## Exercise requirements
Each line below must be set down exactly; omit any image you find.

## Dataset content

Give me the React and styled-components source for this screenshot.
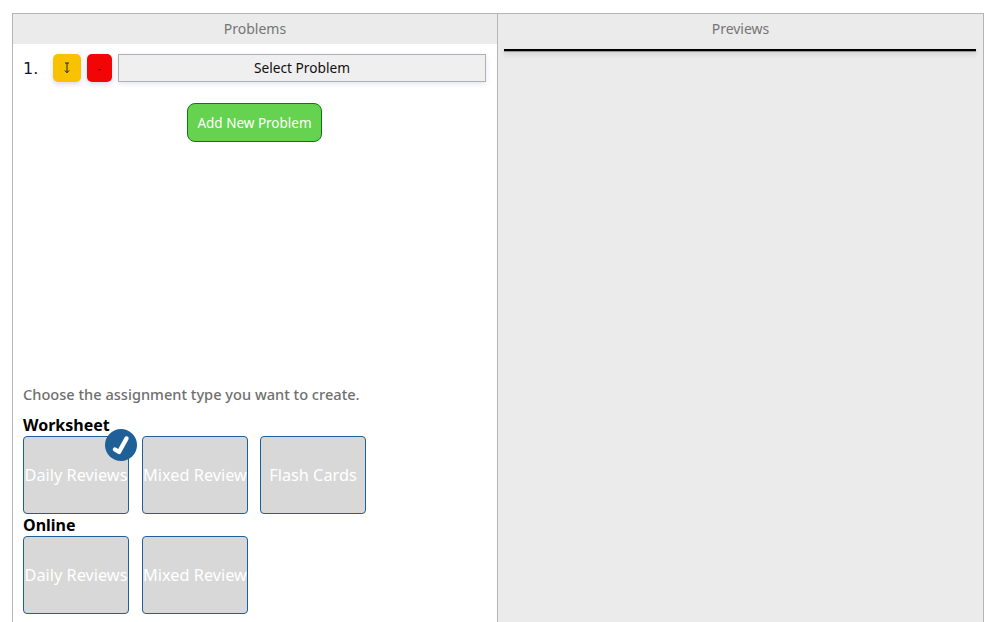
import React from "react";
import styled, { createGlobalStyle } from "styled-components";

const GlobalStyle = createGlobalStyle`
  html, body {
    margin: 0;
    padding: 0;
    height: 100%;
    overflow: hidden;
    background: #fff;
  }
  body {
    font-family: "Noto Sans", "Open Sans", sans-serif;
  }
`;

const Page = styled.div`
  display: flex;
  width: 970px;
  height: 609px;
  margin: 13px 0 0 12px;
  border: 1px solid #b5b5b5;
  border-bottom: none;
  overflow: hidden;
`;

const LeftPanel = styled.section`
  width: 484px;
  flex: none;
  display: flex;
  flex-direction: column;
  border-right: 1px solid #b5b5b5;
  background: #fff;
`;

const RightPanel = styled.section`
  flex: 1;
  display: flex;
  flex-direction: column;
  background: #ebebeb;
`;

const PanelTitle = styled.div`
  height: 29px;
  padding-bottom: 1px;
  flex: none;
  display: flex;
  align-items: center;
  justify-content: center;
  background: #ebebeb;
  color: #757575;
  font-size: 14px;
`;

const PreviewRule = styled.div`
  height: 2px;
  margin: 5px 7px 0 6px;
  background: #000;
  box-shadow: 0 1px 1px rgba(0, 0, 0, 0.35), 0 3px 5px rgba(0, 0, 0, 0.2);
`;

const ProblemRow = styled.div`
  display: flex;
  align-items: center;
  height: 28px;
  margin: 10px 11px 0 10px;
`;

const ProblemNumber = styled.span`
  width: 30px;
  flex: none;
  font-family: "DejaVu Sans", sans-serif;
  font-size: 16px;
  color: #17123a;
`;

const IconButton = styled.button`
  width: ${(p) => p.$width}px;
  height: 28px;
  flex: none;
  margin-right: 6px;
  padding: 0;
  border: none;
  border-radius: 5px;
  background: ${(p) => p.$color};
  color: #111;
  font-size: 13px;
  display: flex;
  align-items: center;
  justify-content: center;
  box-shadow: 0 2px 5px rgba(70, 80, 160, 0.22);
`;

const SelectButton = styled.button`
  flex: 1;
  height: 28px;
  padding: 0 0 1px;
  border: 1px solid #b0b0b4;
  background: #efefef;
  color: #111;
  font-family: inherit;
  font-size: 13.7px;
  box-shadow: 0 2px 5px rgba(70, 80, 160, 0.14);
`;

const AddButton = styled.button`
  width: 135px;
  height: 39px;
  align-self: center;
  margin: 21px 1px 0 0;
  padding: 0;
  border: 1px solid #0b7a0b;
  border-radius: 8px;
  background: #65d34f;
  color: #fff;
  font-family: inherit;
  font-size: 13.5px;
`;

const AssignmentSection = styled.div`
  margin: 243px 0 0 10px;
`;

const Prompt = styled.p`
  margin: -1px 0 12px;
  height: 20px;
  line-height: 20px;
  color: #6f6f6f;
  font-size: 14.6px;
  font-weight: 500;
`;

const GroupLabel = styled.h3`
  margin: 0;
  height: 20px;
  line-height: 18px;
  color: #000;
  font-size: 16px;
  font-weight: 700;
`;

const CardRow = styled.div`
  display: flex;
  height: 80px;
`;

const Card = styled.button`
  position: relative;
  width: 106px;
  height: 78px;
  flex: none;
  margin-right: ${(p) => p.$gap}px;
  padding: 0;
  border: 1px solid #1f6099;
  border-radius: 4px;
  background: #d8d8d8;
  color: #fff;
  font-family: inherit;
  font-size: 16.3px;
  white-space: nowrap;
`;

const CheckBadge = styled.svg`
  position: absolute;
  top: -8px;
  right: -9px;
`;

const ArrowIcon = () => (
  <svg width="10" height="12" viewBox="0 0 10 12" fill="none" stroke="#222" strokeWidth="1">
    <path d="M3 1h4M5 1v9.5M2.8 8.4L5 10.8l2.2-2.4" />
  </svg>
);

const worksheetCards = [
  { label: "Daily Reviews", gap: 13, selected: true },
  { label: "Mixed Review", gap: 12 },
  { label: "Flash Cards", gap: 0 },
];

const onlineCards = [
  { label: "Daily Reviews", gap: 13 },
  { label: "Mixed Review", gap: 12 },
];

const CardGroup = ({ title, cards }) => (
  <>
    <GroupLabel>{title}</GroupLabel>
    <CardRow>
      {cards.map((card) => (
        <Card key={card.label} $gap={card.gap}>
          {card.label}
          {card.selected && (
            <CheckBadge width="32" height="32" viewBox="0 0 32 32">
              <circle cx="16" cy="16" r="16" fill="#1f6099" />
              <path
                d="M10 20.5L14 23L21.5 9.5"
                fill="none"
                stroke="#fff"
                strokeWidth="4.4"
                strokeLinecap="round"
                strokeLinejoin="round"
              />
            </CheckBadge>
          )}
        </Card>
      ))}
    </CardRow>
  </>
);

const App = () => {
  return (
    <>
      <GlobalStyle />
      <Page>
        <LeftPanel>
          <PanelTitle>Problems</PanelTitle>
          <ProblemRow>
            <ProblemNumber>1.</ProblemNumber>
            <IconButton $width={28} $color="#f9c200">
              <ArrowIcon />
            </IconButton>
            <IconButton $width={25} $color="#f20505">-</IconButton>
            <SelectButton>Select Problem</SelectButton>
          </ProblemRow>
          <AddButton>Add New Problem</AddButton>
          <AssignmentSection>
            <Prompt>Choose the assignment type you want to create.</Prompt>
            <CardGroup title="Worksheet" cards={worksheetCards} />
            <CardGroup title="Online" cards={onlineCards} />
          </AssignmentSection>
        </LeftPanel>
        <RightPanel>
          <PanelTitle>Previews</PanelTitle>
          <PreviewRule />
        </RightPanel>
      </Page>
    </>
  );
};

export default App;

## Correct response
Give me the React and styled-components source for this screenshot.
import React from "react";
import styled, { createGlobalStyle } from "styled-components";

const GlobalStyle = createGlobalStyle`
  html, body {
    margin: 0;
    padding: 0;
    height: 100%;
    overflow: hidden;
    background: #fff;
  }
  body {
    font-family: "Noto Sans", "Open Sans", sans-serif;
  }
`;

const Page = styled.div`
  display: flex;
  width: 970px;
  height: 609px;
  margin: 13px 0 0 12px;
  border: 1px solid #b5b5b5;
  border-bottom: none;
  overflow: hidden;
`;

const LeftPanel = styled.section`
  width: 484px;
  flex: none;
  display: flex;
  flex-direction: column;
  border-right: 1px solid #b5b5b5;
  background: #fff;
`;

const RightPanel = styled.section`
  flex: 1;
  display: flex;
  flex-direction: column;
  background: #ebebeb;
`;

const PanelTitle = styled.div`
  height: 29px;
  padding-bottom: 1px;
  flex: none;
  display: flex;
  align-items: center;
  justify-content: center;
  background: #ebebeb;
  color: #757575;
  font-size: 14px;
`;

const PreviewRule = styled.div`
  height: 2px;
  margin: 5px 7px 0 6px;
  background: #000;
  box-shadow: 0 1px 1px rgba(0, 0, 0, 0.35), 0 3px 5px rgba(0, 0, 0, 0.2);
`;

const ProblemRow = styled.div`
  display: flex;
  align-items: center;
  height: 28px;
  margin: 10px 11px 0 10px;
`;

const ProblemNumber = styled.span`
  width: 30px;
  flex: none;
  font-family: "DejaVu Sans", sans-serif;
  font-size: 16px;
  color: #17123a;
`;

const IconButton = styled.button`
  width: ${(p) => p.$width}px;
  height: 28px;
  flex: none;
  margin-right: 6px;
  padding: 0;
  border: none;
  border-radius: 5px;
  background: ${(p) => p.$color};
  color: #111;
  font-size: 13px;
  display: flex;
  align-items: center;
  justify-content: center;
  box-shadow: 0 2px 5px rgba(70, 80, 160, 0.22);
`;

const SelectButton = styled.button`
  flex: 1;
  height: 28px;
  padding: 0 0 1px;
  border: 1px solid #b0b0b4;
  background: #efefef;
  color: #111;
  font-family: inherit;
  font-size: 13.7px;
  box-shadow: 0 2px 5px rgba(70, 80, 160, 0.14);
`;

const AddButton = styled.button`
  width: 135px;
  height: 39px;
  align-self: center;
  margin: 21px 1px 0 0;
  padding: 0;
  border: 1px solid #0b7a0b;
  border-radius: 8px;
  background: #65d34f;
  color: #fff;
  font-family: inherit;
  font-size: 13.5px;
`;

const AssignmentSection = styled.div`
  margin: 243px 0 0 10px;
`;

const Prompt = styled.p`
  margin: -1px 0 12px;
  height: 20px;
  line-height: 20px;
  color: #6f6f6f;
  font-size: 14.6px;
  font-weight: 500;
`;

const GroupLabel = styled.h3`
  margin: 0;
  height: 20px;
  line-height: 18px;
  color: #000;
  font-size: 16px;
  font-weight: 700;
`;

const CardRow = styled.div`
  display: flex;
  height: 80px;
`;

const Card = styled.button`
  position: relative;
  width: 106px;
  height: 78px;
  flex: none;
  margin-right: ${(p) => p.$gap}px;
  padding: 0;
  border: 1px solid #1f6099;
  border-radius: 4px;
  background: #d8d8d8;
  color: #fff;
  font-family: inherit;
  font-size: 16.3px;
  white-space: nowrap;
`;

const CheckBadge = styled.svg`
  position: absolute;
  top: -8px;
  right: -9px;
`;

const ArrowIcon = () => (
  <svg width="10" height="12" viewBox="0 0 10 12" fill="none" stroke="#222" strokeWidth="1">
    <path d="M3 1h4M5 1v9.5M2.8 8.4L5 10.8l2.2-2.4" />
  </svg>
);

const worksheetCards = [
  { label: "Daily Reviews", gap: 13, selected: true },
  { label: "Mixed Review", gap: 12 },
  { label: "Flash Cards", gap: 0 },
];

const onlineCards = [
  { label: "Daily Reviews", gap: 13 },
  { label: "Mixed Review", gap: 12 },
];

const CardGroup = ({ title, cards }) => (
  <>
    <GroupLabel>{title}</GroupLabel>
    <CardRow>
      {cards.map((card) => (
        <Card key={card.label} $gap={card.gap}>
          {card.label}
          {card.selected && (
            <CheckBadge width="32" height="32" viewBox="0 0 32 32">
              <circle cx="16" cy="16" r="16" fill="#1f6099" />
              <path
                d="M10 20.5L14 23L21.5 9.5"
                fill="none"
                stroke="#fff"
                strokeWidth="4.4"
                strokeLinecap="round"
                strokeLinejoin="round"
              />
            </CheckBadge>
          )}
        </Card>
      ))}
    </CardRow>
  </>
);

const App = () => {
  return (
    <>
      <GlobalStyle />
      <Page>
        <LeftPanel>
          <PanelTitle>Problems</PanelTitle>
          <ProblemRow>
            <ProblemNumber>1.</ProblemNumber>
            <IconButton $width={28} $color="#f9c200">
              <ArrowIcon />
            </IconButton>
            <IconButton $width={25} $color="#f20505">-</IconButton>
            <SelectButton>Select Problem</SelectButton>
          </ProblemRow>
          <AddButton>Add New Problem</AddButton>
          <AssignmentSection>
            <Prompt>Choose the assignment type you want to create.</Prompt>
            <CardGroup title="Worksheet" cards={worksheetCards} />
            <CardGroup title="Online" cards={onlineCards} />
          </AssignmentSection>
        </LeftPanel>
        <RightPanel>
          <PanelTitle>Previews</PanelTitle>
          <PreviewRule />
        </RightPanel>
      </Page>
    </>
  );
};

export default App;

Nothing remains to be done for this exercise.